»»

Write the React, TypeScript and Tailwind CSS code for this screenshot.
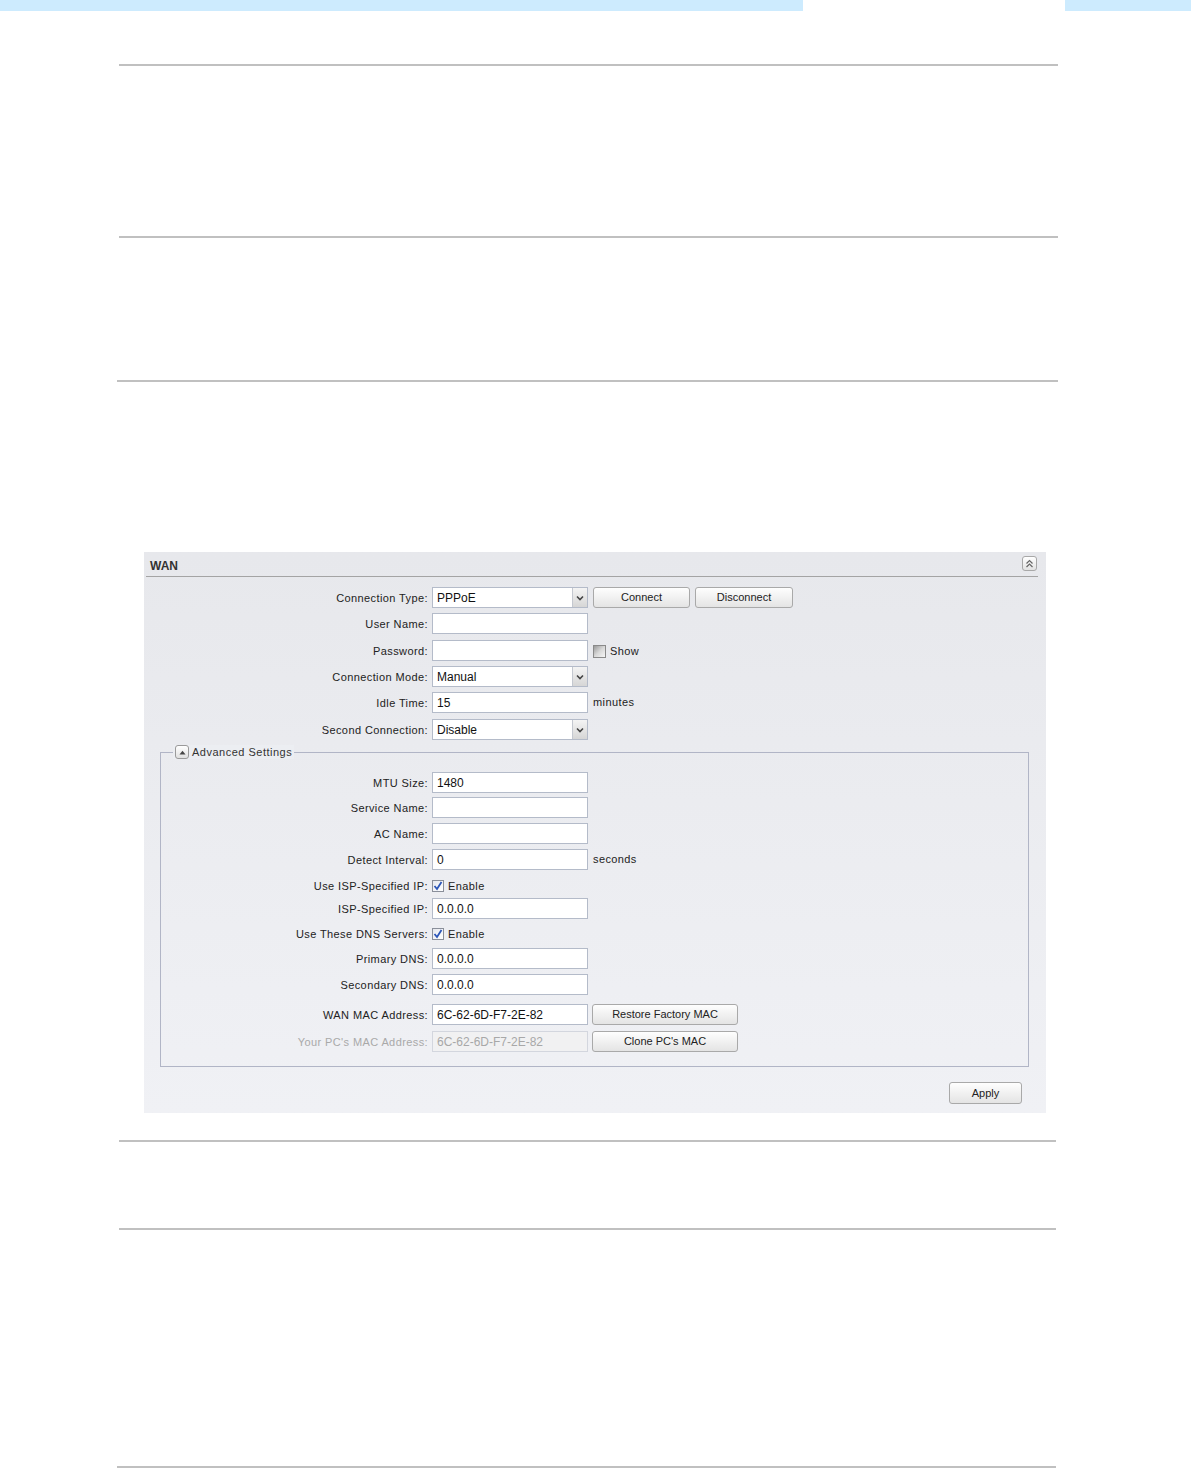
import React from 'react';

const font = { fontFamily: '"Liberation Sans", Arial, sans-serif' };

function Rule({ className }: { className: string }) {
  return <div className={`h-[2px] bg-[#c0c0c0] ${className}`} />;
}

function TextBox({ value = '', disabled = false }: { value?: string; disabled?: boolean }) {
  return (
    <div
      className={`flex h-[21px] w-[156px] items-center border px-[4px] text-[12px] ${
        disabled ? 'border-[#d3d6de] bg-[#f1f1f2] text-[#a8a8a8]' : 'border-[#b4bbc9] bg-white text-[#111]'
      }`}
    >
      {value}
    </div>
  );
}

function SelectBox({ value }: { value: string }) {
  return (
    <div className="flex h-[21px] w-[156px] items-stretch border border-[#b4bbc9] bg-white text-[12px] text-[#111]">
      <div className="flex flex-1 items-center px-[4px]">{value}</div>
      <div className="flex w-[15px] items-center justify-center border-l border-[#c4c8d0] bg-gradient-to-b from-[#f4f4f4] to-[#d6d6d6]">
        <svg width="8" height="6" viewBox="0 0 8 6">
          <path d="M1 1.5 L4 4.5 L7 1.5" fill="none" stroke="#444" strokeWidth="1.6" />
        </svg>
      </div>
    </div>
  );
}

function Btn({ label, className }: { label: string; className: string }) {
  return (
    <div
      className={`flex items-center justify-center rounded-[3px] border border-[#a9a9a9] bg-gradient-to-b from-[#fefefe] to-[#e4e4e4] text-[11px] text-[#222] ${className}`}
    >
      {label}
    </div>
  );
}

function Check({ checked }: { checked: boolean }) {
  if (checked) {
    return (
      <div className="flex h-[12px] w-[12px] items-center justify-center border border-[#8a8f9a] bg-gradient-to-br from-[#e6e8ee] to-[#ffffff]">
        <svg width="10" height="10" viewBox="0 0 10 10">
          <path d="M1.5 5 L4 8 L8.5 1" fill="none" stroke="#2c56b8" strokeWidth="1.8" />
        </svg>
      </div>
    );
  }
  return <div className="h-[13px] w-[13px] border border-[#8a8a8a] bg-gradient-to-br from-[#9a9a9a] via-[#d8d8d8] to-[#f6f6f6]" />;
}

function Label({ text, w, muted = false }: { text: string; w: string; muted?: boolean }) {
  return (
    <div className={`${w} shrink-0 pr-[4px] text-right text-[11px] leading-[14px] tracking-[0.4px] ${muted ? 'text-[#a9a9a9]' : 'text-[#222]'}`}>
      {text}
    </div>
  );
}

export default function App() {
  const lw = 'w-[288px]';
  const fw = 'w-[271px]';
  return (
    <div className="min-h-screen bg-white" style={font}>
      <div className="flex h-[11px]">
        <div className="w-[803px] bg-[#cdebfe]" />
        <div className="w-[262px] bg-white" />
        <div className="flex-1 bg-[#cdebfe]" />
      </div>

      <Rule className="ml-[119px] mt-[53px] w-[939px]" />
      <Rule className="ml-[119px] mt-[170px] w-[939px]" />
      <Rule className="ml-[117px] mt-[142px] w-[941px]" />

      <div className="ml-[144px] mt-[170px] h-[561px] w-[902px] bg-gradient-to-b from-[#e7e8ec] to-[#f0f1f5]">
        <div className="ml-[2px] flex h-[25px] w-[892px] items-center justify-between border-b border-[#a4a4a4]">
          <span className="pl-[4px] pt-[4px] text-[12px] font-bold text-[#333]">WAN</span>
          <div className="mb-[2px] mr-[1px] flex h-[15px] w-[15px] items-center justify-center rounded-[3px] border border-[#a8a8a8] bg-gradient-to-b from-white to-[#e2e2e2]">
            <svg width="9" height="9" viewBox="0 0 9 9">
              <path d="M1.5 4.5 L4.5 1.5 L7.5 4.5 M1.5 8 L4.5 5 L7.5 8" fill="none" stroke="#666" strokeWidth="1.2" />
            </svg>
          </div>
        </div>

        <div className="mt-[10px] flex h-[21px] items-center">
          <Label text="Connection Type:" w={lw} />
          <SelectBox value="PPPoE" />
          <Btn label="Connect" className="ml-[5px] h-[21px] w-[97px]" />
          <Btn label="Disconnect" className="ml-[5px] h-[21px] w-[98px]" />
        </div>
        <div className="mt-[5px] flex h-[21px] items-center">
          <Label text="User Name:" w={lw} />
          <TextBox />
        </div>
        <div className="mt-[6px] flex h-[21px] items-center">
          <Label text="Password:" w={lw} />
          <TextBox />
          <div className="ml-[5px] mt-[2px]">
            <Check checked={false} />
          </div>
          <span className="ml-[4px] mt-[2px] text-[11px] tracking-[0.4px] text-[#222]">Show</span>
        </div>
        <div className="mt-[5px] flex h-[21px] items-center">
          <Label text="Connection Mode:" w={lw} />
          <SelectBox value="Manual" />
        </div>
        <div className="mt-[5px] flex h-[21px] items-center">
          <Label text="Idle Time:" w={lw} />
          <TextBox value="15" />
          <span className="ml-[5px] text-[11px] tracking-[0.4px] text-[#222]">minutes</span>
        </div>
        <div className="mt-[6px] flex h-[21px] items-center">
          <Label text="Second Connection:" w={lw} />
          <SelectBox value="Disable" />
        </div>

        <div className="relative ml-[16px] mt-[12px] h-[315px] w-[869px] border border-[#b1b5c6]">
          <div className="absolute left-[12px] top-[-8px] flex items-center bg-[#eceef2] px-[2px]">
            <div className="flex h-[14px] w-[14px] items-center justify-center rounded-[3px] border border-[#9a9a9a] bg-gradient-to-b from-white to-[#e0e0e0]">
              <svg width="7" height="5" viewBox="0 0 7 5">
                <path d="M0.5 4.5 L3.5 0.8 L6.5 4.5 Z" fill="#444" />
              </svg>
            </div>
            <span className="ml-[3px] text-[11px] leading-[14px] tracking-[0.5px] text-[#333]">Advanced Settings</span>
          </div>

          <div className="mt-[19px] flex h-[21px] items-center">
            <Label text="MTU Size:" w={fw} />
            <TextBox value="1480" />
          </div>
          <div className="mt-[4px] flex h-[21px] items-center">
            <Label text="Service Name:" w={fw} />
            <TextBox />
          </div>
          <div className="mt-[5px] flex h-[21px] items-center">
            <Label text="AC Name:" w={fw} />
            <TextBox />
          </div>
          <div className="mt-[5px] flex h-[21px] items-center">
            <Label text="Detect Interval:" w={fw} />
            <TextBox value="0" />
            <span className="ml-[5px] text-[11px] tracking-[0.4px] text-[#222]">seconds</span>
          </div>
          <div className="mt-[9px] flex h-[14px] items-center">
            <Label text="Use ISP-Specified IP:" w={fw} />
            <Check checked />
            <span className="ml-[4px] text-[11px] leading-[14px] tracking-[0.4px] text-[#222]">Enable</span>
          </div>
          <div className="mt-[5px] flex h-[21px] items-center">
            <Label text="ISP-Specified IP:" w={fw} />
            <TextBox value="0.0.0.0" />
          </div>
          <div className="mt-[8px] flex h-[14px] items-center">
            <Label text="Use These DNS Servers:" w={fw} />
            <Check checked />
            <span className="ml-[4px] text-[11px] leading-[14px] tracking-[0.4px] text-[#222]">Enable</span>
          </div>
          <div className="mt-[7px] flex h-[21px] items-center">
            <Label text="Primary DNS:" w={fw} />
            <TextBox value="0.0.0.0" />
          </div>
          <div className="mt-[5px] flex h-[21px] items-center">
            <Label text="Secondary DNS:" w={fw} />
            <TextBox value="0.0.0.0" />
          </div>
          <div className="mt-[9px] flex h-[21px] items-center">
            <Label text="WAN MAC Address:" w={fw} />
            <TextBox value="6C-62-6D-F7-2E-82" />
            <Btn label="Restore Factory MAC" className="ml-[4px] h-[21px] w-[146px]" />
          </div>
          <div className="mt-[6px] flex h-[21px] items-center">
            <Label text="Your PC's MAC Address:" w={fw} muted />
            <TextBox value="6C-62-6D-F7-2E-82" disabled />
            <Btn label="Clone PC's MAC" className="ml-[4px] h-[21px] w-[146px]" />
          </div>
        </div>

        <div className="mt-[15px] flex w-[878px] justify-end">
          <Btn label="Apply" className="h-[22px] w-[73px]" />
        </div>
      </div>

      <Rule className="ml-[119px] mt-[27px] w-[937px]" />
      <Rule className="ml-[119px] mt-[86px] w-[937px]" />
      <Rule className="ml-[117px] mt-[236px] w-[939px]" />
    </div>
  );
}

««
»»

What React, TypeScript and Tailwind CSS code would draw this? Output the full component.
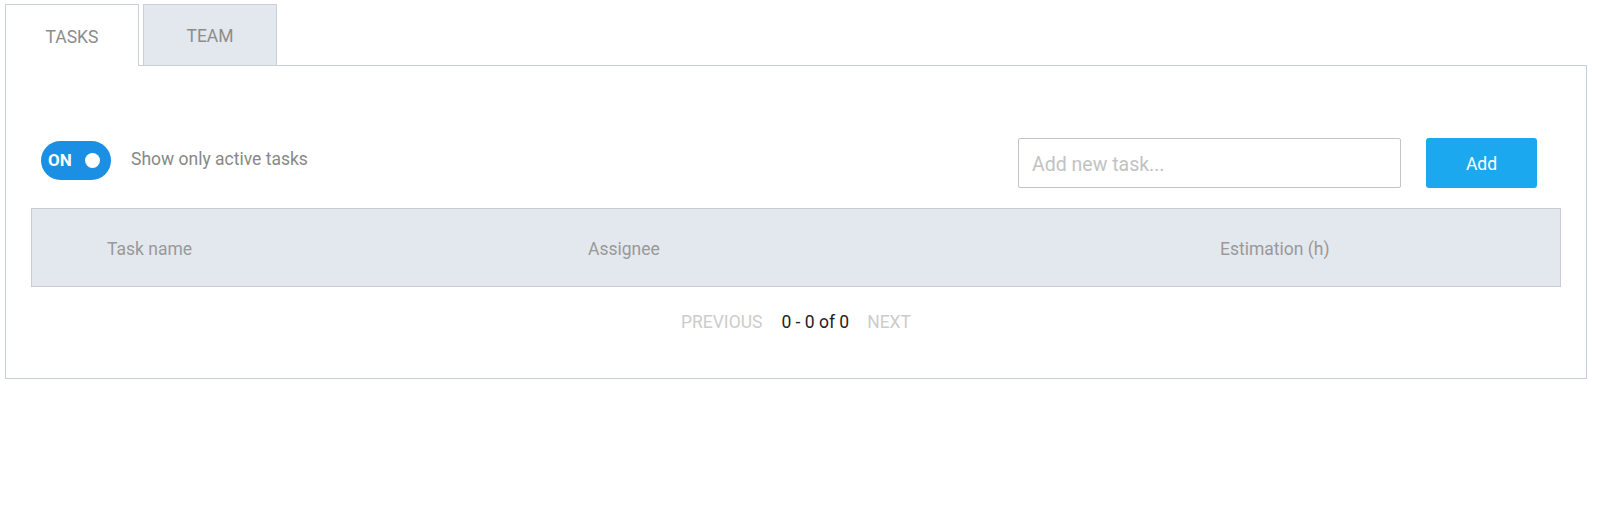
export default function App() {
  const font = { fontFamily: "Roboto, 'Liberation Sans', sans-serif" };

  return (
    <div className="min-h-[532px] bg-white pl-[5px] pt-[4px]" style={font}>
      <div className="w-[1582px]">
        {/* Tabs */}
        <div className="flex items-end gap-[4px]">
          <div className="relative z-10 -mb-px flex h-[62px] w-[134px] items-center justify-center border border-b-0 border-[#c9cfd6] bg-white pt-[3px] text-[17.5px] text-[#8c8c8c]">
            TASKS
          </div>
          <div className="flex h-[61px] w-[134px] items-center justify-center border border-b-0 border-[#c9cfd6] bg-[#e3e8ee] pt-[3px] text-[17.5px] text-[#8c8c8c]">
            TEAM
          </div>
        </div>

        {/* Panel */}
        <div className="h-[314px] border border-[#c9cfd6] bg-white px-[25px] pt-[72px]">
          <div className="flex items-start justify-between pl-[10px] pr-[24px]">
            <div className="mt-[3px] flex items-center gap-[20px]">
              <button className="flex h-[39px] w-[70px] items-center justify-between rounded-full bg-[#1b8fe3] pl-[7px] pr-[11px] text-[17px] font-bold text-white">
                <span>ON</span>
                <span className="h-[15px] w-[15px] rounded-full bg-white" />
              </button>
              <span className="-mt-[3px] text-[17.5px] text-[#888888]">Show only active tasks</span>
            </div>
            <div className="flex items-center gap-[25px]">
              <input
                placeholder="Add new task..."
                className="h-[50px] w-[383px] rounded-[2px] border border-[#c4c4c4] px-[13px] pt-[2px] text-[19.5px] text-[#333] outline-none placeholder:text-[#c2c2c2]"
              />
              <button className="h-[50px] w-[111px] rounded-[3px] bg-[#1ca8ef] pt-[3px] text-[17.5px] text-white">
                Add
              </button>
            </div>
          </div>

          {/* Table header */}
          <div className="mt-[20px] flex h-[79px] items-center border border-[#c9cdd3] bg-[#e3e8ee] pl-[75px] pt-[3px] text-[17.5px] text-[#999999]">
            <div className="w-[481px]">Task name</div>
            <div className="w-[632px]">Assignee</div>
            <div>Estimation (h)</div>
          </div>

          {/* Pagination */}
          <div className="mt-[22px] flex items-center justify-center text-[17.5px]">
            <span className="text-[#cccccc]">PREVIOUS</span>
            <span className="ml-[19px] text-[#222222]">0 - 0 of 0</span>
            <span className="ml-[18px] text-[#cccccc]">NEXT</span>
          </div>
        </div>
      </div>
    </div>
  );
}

««

Wherever the word "React" occurs in a line of the listing, copy that line.

Write the React, TypeScript and Tailwind CSS code for this screenshot.
import React from 'react';
What React, TypeScript and Tailwind CSS code would draw this? Output the full component.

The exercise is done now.